Shantanu Narayen, Chairman and CEO of Adobe Systems addresses the gathering on the first day of the three-day B20 Summit in New Delhi on August 25, 2023.

Sajjad Hussain | AFP | Getty Images

Adobe shares dropped 13% following the company’s quarterly earnings report as investors fretted over lingering growth concerns and the software maker’s artificial intelligence monetization strategy.

The sell-off came despite better-than-expected results, which included adjusted earnings of $5.08 per share and $5.71 billion in revenue. That surpassed analysts’ estimates of $4.97 in earnings per share and $5.66 billion in revenue, according to LSEG.

Adobe called for $4.95 to $5.00 in adjusted earnings per share for the current quarter on $5.77 billion to $5.82 billion in revenue. Analysts polled by LSEG had expected $5.00 per share on $5.80 billion in revenue.

Worries have mounted in recent months that the company is falling behind some competitors and losing its advantage in generative AI. The company’s annualized recurring revenue from AI contributed $125 million during the period and Adobe expects that to double by the end of the fiscal year.

Bernstein’s Mark Moerdler, who recommends buying on the stock, wrote in a report that to “believe that ADBE is an AI winner and that AI is not replacing existing revenue streams, investors need to be able to observe longer-term trends.”

Keith Weiss, an analyst at Morgan Stanley, wrote that “new disclosure of GenAI contribution is a step in the right direction,” but that investors need to see a “clearer roadmap” at the company’s investor meeting at its annual conference next week. Morgan Stanley has the equivalent of a buy rating on the stock.

In an interview with CNBC’s “Closing Bell: Overtime” on Wednesday, Adobe CEO Shantanu Narayen said that, “Not only are we infusing AI in our existing products and delivering value, but it’s clear that the innovation that we’ve delivered is creating new revenue streams.”

Total revenue increased 10% year over year in the quarter that ended on Feb. 28, according to a statement. Net income of $1.81 billion, or $4.14 per share, was up from $620 million, or $1.36 per share, in the same quarter a year earlier.

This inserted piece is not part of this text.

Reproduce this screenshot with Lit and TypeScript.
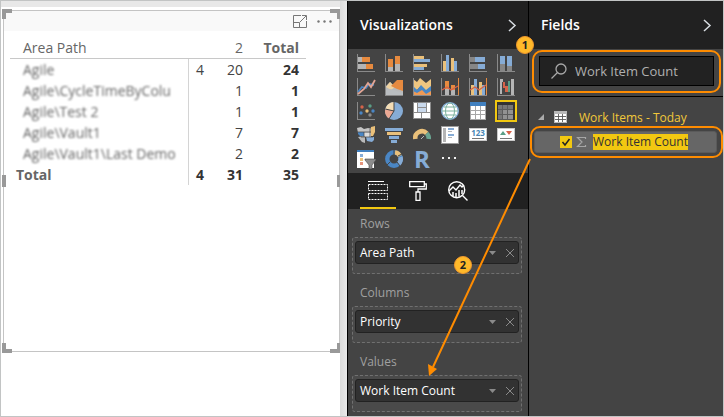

Adjusted earnings per share exclude impact from stock-based compensation and income taxes.

For the 2025 fiscal year, the company expects adjusted earnings per share of between $20.20 and $20.50, with $23.3 billion to $23.55 billion in revenue. That implies about 9% growth at the middle of the range. The LSEG consensus was for earnings of $20.40 per share, with $23.49 billion in revenue.